Problem to solve:
For each line that holds "React", copy the line out.

Source material:
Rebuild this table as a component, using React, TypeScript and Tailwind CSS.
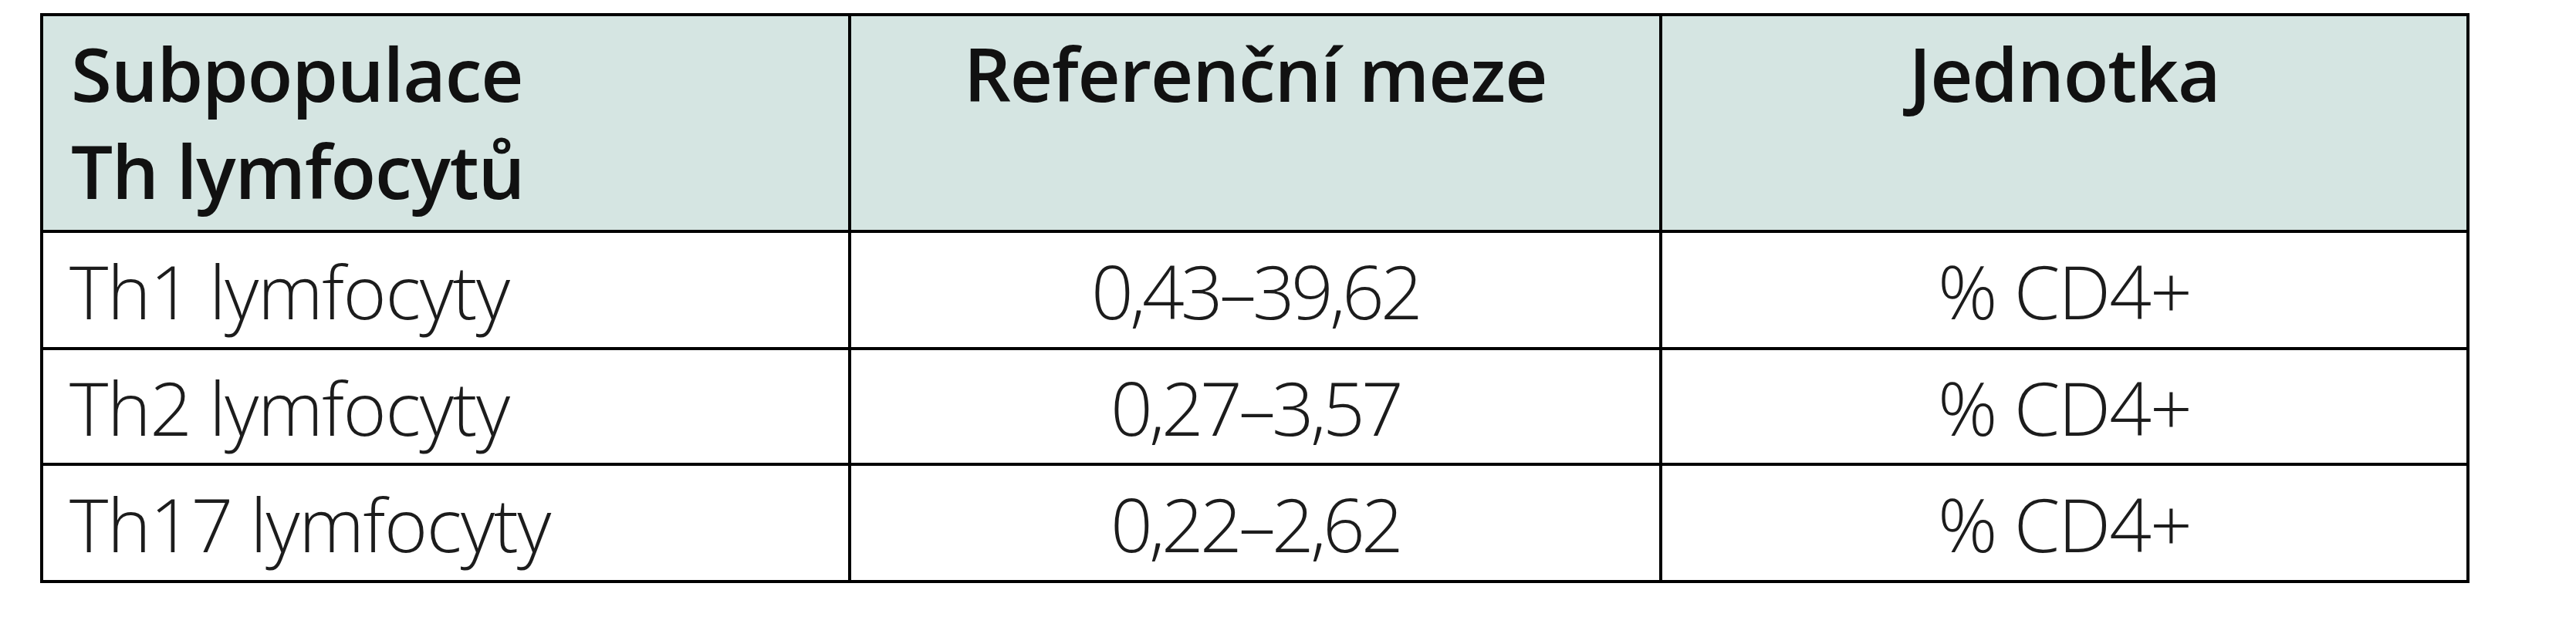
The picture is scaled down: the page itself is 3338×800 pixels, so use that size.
import React from 'react';

const rows = [
  { name: 'Th1 lymfocyty', range: '0,43–39,62', unit: '% CD4+', h: 'h-[152px] border-b-4' },
  { name: 'Th2 lymfocyty', range: '0,27–3,57', unit: '% CD4+', h: 'h-[150px] border-b-4' },
  { name: 'Th17 lymfocyty', range: '0,22–2,62', unit: '% CD4+', h: 'h-[148px]' },
];

const App = () => {
  return (
    <div className="min-h-[800px] w-[3338px] bg-white pt-[17px] pl-[52px] font-['Open_Sans','Noto_Sans',sans-serif]">
      <div className="w-[3148px] border-4 border-black">
        {/* header */}
        <div className="grid h-[281px] grid-cols-[1047px_1051px_1042px] border-b-4 border-black bg-[#d5e5e2] text-[96px] font-semibold leading-[126px] tracking-[-0.012em] text-[#111]">
          <div className="border-r-4 border-black pl-[36px] pt-[11px]">
            Subpopulace
            <br />
            Th lymfocytů
          </div>
          <div className="border-r-4 border-black pt-[11px] text-center">Referenční meze</div>
          <div className="pt-[11px] text-center">Jednotka</div>
        </div>

        {rows.map((r) => (
          <div
            key={r.name}
            className={`grid grid-cols-[1047px_1051px_1042px] border-black text-[96px] font-light leading-none text-[#1c1c1c] ${r.h}`}
          >
            <div className="flex items-center border-r-4 border-black pl-[34px] pt-[2px] tracking-[-0.015em]">{r.name}</div>
            <div className="flex items-center justify-center border-r-4 border-black pt-[2px] tracking-[-0.05em]">{r.range}</div>
            <div className="flex items-center justify-center pt-[2px] tracking-[-0.02em]">{r.unit}</div>
          </div>
        ))}
      </div>
    </div>
  );
};

export default App;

Written response:
Rebuild this table as a component, using React, TypeScript and Tailwind CSS.
import React from 'react';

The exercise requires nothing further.